TVRI Central Kalimantan (Indonesian: TVRI Kalimantan Tengah, often shortened to TVRI Kalteng) is a regional television station owned by TVRI, based in Palangka Raya, Central Kalimantan, Indonesia.

==History==
TVRI established a local production center on 17 February 1995. Local programming did not begin in earnest until 9 September 1999, using a playback system to broadcast three times per week, 5:00 p.m. to 6:00 p.m., from a transmitter at Jalan Yos Sudarso. On 14 May 2002, a fourth day of local programming was introduced. From 1 October 2003, the daily airtime moved to 4:30 to 5:30 p.m. In 2006, the station expanded to a three-hour schedule, reaching at least ten regencies. In 2013, the terrestrial coverage expanded in Kalimantan to Palangka Raya, Pulang Pisau, Sampit, Kuala Kurun, Pangkalan Bun, Kuala Pembuang, Buntok, Ampah, Muara Teweh, and via overspill to some areas outside of Kalimantan.

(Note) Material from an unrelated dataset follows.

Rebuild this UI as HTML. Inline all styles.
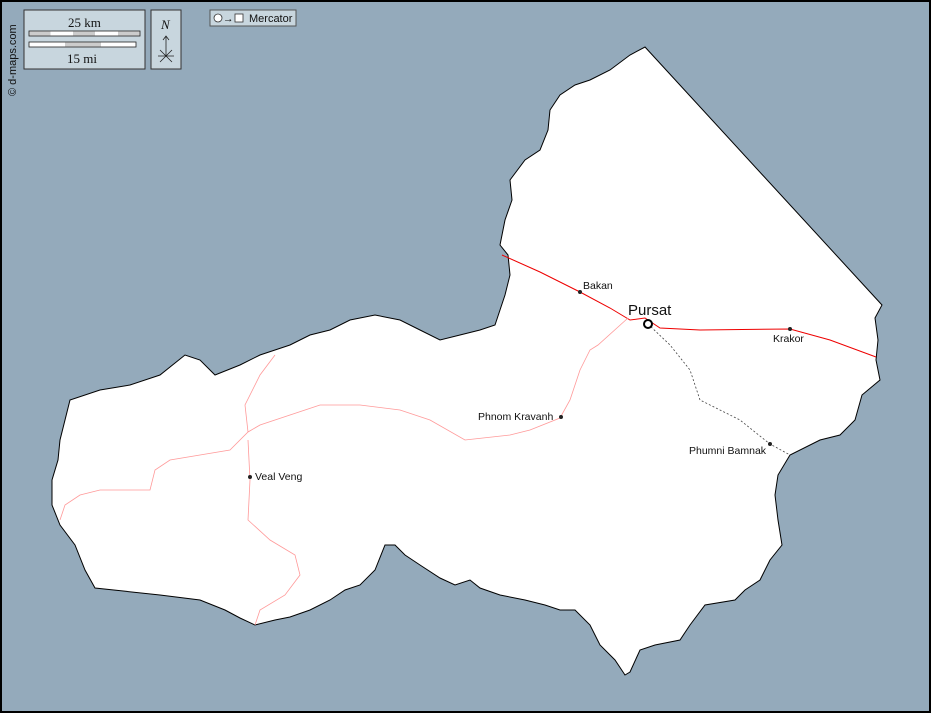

On the afternoon of 15 June 2022, a fire broke out at the station. In 2023, during its anniversary celebrations, the station announced that it would improve the quality of its local programs in anticipation of the next year's elections, in line with TVRI's tagline of being the "home of democracy". The improvements were also justified on the conversion of its signal from analog-to-digital.